What to work on: From the listing below, pick out each line with the word "React".

Provided records:
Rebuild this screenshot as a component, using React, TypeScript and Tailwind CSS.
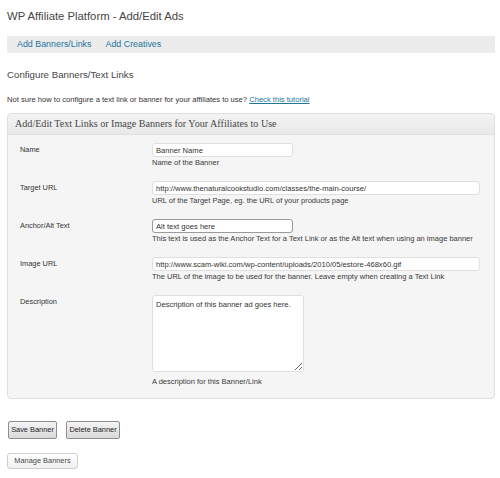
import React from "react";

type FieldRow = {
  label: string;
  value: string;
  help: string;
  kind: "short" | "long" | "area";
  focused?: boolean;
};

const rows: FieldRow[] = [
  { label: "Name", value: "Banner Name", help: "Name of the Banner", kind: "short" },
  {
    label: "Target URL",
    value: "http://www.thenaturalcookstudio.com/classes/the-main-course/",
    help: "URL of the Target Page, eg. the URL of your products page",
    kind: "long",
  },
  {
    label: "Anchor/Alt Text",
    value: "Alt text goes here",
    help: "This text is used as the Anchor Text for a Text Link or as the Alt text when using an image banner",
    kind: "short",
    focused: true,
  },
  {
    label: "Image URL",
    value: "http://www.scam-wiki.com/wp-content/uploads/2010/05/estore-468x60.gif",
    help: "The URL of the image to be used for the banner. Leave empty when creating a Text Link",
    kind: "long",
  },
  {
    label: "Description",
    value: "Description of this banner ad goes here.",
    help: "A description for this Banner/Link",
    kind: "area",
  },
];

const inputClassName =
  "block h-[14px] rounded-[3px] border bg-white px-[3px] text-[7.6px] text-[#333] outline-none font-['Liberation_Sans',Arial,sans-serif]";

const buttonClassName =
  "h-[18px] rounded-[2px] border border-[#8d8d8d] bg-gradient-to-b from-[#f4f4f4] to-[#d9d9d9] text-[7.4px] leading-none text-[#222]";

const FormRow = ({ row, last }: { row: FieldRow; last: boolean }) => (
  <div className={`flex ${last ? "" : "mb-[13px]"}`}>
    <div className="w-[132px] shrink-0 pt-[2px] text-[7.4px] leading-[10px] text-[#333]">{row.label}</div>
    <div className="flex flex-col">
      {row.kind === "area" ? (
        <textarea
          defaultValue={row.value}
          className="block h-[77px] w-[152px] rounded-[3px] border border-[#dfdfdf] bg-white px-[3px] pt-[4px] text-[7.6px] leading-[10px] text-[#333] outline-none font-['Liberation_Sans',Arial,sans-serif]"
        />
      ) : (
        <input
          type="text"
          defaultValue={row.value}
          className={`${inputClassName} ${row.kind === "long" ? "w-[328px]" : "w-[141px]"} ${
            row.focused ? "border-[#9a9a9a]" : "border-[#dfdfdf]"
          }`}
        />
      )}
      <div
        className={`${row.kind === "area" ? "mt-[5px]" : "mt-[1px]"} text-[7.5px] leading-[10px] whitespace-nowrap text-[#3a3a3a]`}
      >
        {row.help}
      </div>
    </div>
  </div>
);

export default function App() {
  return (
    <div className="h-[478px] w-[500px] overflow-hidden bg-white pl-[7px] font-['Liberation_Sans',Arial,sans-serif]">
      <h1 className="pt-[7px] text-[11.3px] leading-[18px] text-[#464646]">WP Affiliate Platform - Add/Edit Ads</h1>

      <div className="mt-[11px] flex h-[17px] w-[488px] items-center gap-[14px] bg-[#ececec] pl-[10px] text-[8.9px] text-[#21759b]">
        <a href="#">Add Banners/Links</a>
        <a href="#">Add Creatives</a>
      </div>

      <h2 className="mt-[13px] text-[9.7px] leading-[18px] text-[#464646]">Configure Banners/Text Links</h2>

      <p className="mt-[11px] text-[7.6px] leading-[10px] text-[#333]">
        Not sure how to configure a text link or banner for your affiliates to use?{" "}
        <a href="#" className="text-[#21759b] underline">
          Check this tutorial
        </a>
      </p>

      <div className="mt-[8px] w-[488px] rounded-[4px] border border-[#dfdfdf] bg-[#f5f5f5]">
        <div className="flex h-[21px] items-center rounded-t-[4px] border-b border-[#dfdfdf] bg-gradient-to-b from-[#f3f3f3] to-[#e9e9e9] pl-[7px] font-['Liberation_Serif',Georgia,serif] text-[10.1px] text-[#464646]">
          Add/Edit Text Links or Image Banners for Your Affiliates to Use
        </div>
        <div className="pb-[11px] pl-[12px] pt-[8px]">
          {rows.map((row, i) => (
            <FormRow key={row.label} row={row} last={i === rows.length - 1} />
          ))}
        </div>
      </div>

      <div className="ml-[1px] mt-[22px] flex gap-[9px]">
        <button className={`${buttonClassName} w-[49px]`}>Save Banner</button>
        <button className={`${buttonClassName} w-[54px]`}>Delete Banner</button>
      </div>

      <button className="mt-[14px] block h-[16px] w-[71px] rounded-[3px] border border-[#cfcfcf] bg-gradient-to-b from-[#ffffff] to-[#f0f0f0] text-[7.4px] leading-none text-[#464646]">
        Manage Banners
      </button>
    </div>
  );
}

...

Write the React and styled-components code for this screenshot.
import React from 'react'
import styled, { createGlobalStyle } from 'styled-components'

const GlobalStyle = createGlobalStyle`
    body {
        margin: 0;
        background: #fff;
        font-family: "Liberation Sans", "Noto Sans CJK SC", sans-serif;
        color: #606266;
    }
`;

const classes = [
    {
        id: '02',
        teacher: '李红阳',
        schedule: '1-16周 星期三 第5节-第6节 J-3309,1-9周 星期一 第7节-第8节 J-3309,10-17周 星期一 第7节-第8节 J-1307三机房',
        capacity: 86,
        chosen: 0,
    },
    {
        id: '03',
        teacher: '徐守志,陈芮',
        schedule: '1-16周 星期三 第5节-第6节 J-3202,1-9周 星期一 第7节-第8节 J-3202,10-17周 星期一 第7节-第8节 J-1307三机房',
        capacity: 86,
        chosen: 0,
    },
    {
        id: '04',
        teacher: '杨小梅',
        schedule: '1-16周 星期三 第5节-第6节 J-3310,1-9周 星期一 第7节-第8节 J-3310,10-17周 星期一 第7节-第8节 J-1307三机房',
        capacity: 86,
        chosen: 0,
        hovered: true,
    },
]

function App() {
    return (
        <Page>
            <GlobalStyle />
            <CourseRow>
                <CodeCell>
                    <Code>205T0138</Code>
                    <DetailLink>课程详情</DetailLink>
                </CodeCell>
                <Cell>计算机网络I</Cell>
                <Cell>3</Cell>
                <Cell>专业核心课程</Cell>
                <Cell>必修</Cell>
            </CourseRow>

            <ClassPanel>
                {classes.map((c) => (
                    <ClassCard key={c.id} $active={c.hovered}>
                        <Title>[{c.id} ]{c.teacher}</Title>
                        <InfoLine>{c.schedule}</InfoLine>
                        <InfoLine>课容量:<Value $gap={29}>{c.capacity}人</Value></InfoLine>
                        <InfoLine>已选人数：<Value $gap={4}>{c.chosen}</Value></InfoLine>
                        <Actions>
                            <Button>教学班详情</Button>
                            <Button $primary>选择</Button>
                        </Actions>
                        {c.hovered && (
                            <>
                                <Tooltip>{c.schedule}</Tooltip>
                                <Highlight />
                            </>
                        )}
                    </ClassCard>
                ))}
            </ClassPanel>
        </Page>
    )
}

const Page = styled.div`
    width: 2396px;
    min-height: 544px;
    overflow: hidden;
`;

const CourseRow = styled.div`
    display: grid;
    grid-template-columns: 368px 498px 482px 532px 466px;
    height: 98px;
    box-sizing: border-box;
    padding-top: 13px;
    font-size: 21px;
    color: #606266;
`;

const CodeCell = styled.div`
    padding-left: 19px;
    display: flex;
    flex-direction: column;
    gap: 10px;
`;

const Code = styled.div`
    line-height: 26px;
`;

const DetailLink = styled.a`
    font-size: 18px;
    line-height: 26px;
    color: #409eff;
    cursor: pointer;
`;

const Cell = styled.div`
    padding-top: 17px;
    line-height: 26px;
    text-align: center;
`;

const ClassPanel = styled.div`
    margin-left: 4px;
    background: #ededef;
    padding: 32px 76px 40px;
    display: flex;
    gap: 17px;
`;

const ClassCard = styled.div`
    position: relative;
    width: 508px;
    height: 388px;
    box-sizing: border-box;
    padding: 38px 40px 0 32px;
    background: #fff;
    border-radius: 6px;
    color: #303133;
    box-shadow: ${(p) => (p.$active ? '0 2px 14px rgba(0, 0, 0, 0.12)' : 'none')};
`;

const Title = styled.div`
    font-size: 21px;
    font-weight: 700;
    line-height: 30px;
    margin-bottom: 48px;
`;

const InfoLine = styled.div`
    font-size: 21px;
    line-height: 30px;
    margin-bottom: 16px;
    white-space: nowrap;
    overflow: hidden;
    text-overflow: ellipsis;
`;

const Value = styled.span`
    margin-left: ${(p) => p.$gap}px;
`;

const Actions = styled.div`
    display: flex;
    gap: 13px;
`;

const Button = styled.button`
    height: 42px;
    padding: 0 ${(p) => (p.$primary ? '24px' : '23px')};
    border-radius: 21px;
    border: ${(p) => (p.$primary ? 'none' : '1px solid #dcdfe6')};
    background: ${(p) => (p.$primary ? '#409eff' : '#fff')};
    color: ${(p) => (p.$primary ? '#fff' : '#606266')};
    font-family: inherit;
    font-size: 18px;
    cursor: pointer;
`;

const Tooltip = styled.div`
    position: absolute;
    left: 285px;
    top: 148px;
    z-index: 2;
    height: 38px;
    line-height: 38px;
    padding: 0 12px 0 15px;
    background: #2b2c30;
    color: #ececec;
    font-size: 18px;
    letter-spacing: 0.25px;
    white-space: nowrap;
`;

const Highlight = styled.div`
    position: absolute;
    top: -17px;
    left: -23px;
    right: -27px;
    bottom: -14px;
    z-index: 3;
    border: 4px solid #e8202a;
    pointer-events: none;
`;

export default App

---

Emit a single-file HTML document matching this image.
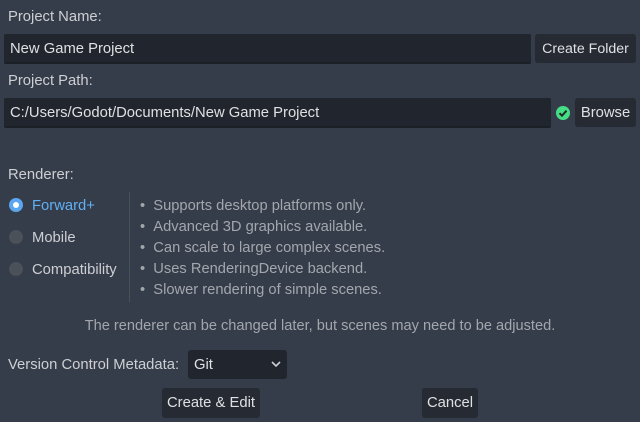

The completed task:
Rebuild this screenshot as a component, using React, TypeScript and Tailwind CSS.
import React from "react";
Write the React and styled-components code for this screenshot.
import React from 'react'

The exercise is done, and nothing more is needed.